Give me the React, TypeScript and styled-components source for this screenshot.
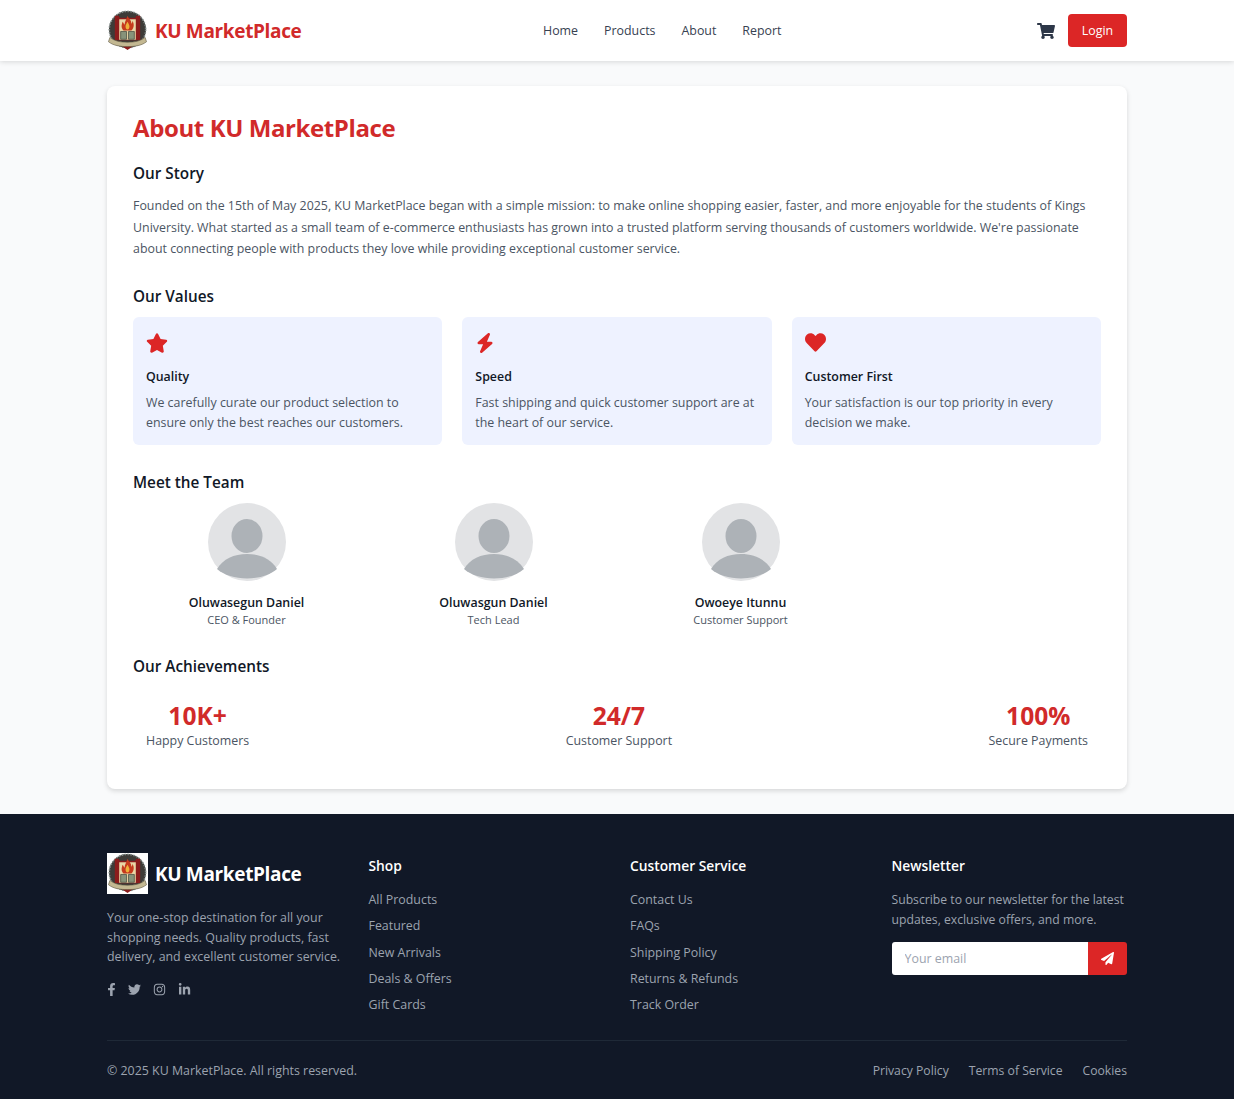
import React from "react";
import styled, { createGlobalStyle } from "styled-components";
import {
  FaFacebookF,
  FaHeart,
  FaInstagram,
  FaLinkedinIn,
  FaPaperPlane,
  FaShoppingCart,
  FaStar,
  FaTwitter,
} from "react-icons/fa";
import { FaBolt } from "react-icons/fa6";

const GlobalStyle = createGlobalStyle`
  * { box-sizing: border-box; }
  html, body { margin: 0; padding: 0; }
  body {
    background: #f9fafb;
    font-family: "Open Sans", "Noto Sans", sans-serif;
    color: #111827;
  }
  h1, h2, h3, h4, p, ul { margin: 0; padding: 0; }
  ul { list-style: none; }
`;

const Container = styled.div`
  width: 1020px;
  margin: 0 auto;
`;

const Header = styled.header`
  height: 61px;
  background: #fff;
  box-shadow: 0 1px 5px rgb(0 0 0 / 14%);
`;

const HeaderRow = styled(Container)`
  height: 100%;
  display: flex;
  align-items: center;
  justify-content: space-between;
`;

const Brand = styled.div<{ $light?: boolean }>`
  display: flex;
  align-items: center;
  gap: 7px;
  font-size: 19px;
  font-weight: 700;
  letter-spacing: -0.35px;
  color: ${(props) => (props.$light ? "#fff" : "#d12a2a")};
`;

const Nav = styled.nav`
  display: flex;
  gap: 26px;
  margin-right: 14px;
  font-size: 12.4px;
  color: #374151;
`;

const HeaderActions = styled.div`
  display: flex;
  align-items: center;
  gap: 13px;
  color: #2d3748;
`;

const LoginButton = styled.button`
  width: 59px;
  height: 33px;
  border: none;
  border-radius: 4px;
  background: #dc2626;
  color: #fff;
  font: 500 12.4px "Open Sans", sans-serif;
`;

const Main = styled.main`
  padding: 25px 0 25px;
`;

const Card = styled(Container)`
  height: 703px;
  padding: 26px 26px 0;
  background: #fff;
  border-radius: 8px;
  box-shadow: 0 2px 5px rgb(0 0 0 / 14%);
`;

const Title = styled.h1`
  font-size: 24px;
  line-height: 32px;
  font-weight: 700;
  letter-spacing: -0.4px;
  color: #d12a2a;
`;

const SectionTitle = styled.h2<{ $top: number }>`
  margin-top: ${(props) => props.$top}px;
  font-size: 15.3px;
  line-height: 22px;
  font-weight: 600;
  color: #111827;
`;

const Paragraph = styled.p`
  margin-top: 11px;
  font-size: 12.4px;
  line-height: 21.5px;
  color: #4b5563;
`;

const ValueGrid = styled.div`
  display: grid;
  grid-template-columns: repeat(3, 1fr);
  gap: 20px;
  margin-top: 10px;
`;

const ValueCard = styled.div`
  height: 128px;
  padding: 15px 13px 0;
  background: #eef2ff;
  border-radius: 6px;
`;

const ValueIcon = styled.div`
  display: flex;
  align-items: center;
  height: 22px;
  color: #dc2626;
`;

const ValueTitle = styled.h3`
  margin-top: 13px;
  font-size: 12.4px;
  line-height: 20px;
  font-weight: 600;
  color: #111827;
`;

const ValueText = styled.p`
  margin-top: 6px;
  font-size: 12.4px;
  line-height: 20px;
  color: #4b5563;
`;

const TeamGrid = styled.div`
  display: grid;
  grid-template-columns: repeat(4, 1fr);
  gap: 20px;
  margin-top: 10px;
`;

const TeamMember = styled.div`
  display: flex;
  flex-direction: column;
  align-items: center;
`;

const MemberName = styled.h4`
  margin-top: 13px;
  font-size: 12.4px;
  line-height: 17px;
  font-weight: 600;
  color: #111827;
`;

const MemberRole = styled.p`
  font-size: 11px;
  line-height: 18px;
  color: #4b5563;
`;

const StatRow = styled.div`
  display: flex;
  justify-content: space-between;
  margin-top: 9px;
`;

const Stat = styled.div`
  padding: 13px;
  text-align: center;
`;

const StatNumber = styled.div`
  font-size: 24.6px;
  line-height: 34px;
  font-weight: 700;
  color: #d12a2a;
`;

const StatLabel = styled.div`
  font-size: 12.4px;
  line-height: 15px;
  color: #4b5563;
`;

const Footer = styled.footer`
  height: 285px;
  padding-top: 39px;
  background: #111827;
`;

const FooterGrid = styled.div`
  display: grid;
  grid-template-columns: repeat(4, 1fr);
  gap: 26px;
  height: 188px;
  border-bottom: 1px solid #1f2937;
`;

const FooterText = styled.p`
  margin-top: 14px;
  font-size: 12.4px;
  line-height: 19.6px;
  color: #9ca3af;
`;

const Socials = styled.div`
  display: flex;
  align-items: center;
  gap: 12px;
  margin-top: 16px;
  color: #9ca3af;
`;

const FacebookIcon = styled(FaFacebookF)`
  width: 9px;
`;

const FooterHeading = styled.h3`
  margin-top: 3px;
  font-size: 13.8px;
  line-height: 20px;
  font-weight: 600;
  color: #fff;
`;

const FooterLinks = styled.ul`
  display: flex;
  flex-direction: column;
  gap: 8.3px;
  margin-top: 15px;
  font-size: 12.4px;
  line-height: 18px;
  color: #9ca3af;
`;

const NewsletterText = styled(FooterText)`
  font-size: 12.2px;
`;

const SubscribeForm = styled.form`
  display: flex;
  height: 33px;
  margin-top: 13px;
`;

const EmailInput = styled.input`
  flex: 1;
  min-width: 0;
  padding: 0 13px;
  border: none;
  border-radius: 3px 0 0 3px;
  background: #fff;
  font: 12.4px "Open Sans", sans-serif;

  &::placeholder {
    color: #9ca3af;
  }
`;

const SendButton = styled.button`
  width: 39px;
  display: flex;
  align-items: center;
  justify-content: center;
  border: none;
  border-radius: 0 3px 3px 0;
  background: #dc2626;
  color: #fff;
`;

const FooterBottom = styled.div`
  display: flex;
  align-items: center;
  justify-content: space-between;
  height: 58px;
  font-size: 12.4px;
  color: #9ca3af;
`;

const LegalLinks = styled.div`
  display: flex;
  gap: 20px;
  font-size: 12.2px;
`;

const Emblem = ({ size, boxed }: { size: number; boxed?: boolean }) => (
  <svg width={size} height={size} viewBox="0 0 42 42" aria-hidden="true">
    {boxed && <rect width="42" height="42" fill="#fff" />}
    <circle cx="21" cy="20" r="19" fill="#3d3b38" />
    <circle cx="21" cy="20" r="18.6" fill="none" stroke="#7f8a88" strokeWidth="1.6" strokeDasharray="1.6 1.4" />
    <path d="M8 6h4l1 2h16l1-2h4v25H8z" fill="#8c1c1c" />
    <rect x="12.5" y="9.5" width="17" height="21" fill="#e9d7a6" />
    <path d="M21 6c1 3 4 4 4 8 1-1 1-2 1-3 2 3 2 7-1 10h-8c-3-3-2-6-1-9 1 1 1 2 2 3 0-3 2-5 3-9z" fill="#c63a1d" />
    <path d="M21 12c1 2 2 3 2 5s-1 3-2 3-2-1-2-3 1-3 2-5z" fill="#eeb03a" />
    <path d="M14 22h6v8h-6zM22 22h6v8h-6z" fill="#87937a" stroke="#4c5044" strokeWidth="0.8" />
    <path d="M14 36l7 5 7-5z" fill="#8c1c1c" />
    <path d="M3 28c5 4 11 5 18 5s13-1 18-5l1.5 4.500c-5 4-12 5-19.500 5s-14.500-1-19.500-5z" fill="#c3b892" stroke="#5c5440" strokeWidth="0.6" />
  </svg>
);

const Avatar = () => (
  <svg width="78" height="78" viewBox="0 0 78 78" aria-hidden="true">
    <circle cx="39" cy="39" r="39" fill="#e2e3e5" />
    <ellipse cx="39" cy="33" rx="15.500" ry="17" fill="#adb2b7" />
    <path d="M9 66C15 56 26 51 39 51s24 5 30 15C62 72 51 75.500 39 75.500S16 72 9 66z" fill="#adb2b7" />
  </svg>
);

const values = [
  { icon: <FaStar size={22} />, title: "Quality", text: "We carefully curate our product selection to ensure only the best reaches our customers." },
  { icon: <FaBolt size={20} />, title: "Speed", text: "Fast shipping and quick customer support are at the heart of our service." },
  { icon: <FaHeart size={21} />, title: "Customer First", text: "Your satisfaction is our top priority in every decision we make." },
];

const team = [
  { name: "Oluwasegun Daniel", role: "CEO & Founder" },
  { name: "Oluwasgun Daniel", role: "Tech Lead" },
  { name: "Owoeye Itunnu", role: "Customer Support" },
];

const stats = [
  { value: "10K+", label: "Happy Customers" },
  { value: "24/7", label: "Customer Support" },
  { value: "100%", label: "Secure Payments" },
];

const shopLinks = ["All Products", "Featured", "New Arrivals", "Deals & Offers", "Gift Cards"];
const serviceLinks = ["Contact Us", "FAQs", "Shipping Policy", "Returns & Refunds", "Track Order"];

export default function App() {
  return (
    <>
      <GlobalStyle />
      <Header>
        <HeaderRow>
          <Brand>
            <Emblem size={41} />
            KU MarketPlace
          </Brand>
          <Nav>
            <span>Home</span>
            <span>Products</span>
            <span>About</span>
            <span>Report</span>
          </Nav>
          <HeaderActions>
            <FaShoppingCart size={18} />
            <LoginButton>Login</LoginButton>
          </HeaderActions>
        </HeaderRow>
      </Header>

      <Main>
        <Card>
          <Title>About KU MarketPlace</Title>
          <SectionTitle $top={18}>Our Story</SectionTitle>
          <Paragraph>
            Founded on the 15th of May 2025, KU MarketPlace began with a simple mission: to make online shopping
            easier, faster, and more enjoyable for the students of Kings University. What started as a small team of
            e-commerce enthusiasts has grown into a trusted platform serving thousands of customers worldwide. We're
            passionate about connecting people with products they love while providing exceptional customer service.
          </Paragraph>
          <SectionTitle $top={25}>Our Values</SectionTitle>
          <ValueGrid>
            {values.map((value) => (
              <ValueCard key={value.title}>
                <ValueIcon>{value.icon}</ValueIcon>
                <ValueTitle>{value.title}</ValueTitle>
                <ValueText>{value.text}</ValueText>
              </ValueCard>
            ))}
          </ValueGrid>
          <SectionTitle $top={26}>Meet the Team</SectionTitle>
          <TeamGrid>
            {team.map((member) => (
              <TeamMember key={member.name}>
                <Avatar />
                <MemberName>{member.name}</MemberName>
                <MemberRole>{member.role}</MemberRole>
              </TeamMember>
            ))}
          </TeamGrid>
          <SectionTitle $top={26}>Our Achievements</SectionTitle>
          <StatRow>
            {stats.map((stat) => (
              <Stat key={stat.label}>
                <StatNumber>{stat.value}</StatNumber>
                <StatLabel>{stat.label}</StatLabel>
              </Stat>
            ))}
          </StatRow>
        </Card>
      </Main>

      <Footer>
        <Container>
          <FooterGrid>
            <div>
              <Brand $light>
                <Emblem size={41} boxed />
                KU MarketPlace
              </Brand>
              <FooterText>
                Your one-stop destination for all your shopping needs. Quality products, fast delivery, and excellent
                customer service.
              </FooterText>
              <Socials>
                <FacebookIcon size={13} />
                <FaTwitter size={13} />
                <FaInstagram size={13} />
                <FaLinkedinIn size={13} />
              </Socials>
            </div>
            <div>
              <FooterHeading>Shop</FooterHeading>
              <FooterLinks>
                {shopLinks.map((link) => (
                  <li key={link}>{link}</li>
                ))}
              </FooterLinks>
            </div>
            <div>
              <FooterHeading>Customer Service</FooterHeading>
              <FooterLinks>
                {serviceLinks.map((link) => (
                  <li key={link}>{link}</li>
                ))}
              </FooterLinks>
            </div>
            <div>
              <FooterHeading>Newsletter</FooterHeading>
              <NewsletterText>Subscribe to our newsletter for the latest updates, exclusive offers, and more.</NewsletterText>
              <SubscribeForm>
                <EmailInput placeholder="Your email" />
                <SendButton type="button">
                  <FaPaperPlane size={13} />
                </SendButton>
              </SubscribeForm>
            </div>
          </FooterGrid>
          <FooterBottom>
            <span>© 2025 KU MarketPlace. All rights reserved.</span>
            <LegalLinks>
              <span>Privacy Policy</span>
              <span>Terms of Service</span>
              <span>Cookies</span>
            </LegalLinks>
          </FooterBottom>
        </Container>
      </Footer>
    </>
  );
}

▸ **TASK OBJECTIVE**: Copy each line above where the string "components" occurs.

▸ **RESPONSE**:
Give me the React, TypeScript and styled-components source for this screenshot.
import styled, { createGlobalStyle } from "styled-components";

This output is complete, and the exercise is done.